Enfin une embarcation apparait, collée aux flancs du navire, les malheureux font des efforts désespérés pour s’écarter de cette masse, qui, toujours fonce sur eux violemment, comme si elle ne voulait pas les lâcher. A tout moment, ils risquent l’écrasement, et il s’en faut de peu qu’ils s’engagent dans la cage vide de son hélice. Enfin, ils échappent à l’emprise et se trouvent bientôt abrités de notre navire.
Les brisants sont proches. Nous leur faisons signe de presser, mais les malheureux n’ont plus que trois avirons. Notre dérive nous rapproche encore et un lance-amarre leur parvient, ce qui provoque quelques sourires sur les faces barbouillées de mazout. L’embarcation est vivement plaquée le long du Picorre. A la faveur de chaque roulis, les hommes embarquent rapidement aidés des nôtres, courageux à l’extrême. Ils les empoignent comme ils viennent et les laissent tomber de même sur le pont pour s’occuper des suivants. C’est rapidement fait et sans accident.
Attendre où nous sommes serait nous exposer à un désastre, les brisants sont là, tout proche.
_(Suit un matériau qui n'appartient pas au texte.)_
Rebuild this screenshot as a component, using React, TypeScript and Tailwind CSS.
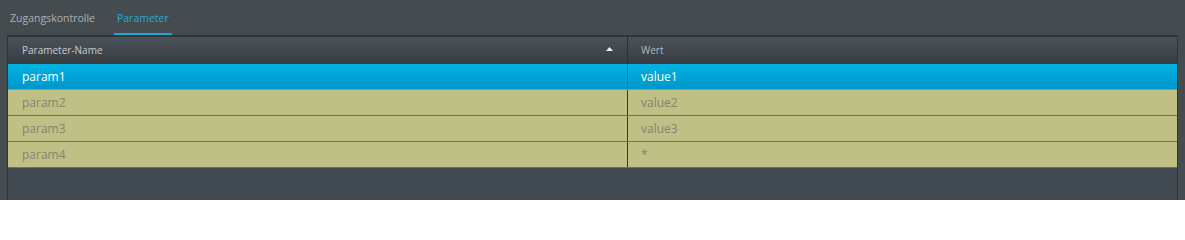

L’étrave du cargo s’est un peu remontée dans le vent, et nous nous portons à l’avant dans l’espoir que l’autre embarcation nous viendra par là « communion de pensées ». Celle-ci débouche à l’étrave comme nous arrivons et elle se trouve aussitôt abritée par notre navire. Les gars souquent ferme sur les avirons, le salut est là, tout prés et l’on sent les énergies décuplées. Le lance-amarre leur parvient, c’est un cri de joie pour nous « ça-y-est ! ». L’embarcation est vite accostée et l’embarquement des hommes rapidement fait, aidé par tous. Complet, dit le commandant, qui est monté à la passerelle, avec d’autres officiers et plusieurs hommes -38 hommes sauvés et sans accident.
Les émotions un peu calmées, la joie revient peu à peu sur ces visages, la joie d’être là bien vivants, après avoir tragiquement frôlé la mort. De chaleureuses poignées de mains s’échangent, sans paroles ou ponctuées d’un « tank you » plein d’émotion, exprimant simplement leur reconnaissance de ce sauvetage émouvant et périlleux. Nous aussi, nous sommes tous très, très émus, heureux et, qu’on nous pardonne, un peu fiers d’avoir mené à bonne fin l’entreprise hasardeuse de les sauver tous, ce qui était simplement notre devoir.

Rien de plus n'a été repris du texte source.